In the best case scenario, the PPS fed to the boards from GPS is aligned with the PPS from NTP for the server, and all that is needed to calculate the offset from runtime to eventtime is stored in the timeoffset[2] field. If both clocks (server and boards) start drifting away from each other too much, it's up to the DAQ and Analysis to decide how to react. The readout-fc250b program is given a -gps <maxdeltatime_us>,<gps_mode> flag, which Orca does set. If the offset from a status readout is getting larger than the <maxdeltatime_us> value, the readout program will start printing warnings, but continuing to read out. This delta is stored in timeoffset[3] in us relative to the nearest PPS of the server clock, and stored as absolute value in timeoffset[4] and should probably be used to flag data quality in the analysis.

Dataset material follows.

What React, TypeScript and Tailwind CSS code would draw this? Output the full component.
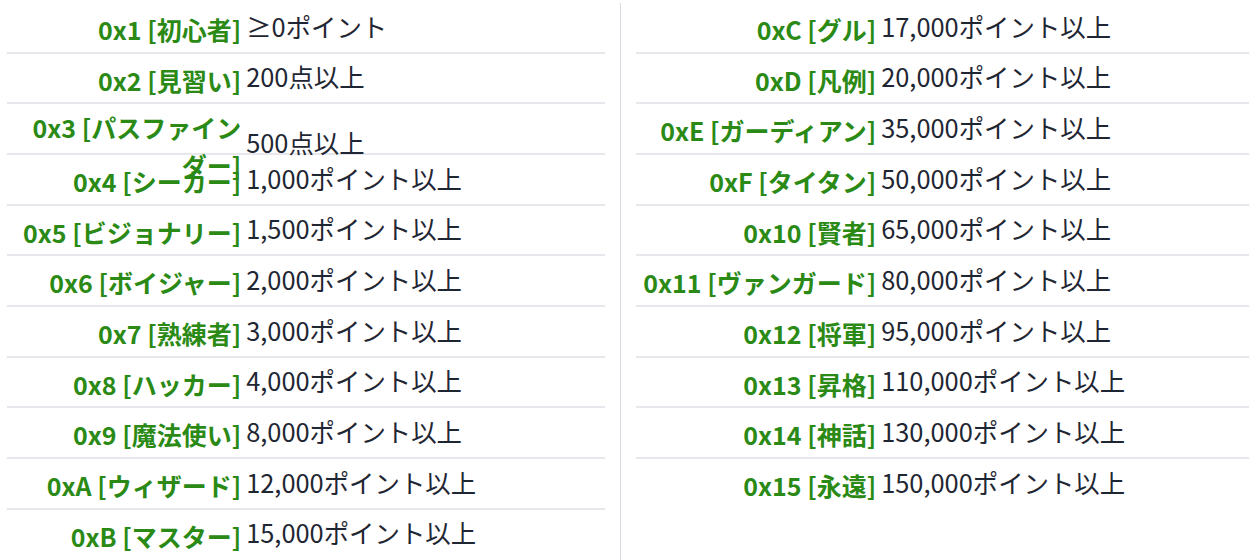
import React from "react";

type Item = { code: string; name: string; value: string };

const left: Item[] = [
  { code: "0x1", name: "初心者", value: "≥0ポイント" },
  { code: "0x2", name: "見習い", value: "200点以上" },
  { code: "0x3", name: "パスファインダー", value: "500点以上" },
  { code: "0x4", name: "シーカー", value: "1,000ポイント以上" },
  { code: "0x5", name: "ビジョナリー", value: "1,500ポイント以上" },
  { code: "0x6", name: "ボイジャー", value: "2,000ポイント以上" },
  { code: "0x7", name: "熟練者", value: "3,000ポイント以上" },
  { code: "0x8", name: "ハッカー", value: "4,000ポイント以上" },
  { code: "0x9", name: "魔法使い", value: "8,000ポイント以上" },
  { code: "0xA", name: "ウィザード", value: "12,000ポイント以上" },
  { code: "0xB", name: "マスター", value: "15,000ポイント以上" },
];

const right: Item[] = [
  { code: "0xC", name: "グル", value: "17,000ポイント以上" },
  { code: "0xD", name: "凡例", value: "20,000ポイント以上" },
  { code: "0xE", name: "ガーディアン", value: "35,000ポイント以上" },
  { code: "0xF", name: "タイタン", value: "50,000ポイント以上" },
  { code: "0x10", name: "賢者", value: "65,000ポイント以上" },
  { code: "0x11", name: "ヴァンガード", value: "80,000ポイント以上" },
  { code: "0x12", name: "将軍", value: "95,000ポイント以上" },
  { code: "0x13", name: "昇格", value: "110,000ポイント以上" },
  { code: "0x14", name: "神話", value: "130,000ポイント以上" },
  { code: "0x15", name: "永遠", value: "150,000ポイント以上" },
];

function Row({ item, narrow }: { item: Item; narrow: boolean }) {
  return (
    <div className="h-[50.67px] border-b-2 border-[#e7e7ed] last:border-b-0 pt-[4.7px] leading-[37.5px]">
      <span
        className={
          narrow
            ? "inline-block w-[40%] pl-[8px] pr-[5px] text-right align-middle font-bold text-[#2a8a15]"
            : "inline-block w-[40%] pl-0 pr-[5px] text-right align-middle font-bold text-[#2a8a15]"
        }
      >
        {item.code} [{item.name}]
      </span>
      <span className="text-[25.4px] text-[#1f2633]">{item.value}</span>
    </div>
  );
}

export default function App() {
  return (
    <div className="flex h-[560px] overflow-hidden bg-white pt-[3px] pl-[7px] text-[25px] font-['Noto_Sans_CJK_JP','Noto_Sans',sans-serif]">
      <div className="w-[598px] shrink-0">
        {left.map((it) => (
          <Row key={it.code} item={it} narrow={true} />
        ))}
      </div>
      <div className="mx-[15px] w-px shrink-0 bg-[#d9d9e1]" />
      <div className="w-[613px] shrink-0">
        {right.map((it) => (
          <Row key={it.code} item={it} narrow={false} />
        ))}
      </div>
    </div>
  );
}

Unfortunately I do not now what the <maxdeltatime_us> value on site is set to at the moment.

When examining the fc250b.c code, one can see that the gpsoffset value is calculated with floor(timeoffset+0.25) which might seem odd. It's implicitly assumed that timeoffset[4] is checked and that <maxdeltatime_us> is less than 250ms. This allows for a drift of +-250ms of the server time around the FC PPS, and that any drift is less than 500ms / getstatustime() - with status being checked once per second. Otherwise the timeoffset[2] field might show jumps. This can be crosschecked by recovering the server offset with timeoffset[0] + timeoffset[1]*1e-6.

Sorry for the verbose comment, I thought being detailed might be more helpful, even though some might be aware of this already.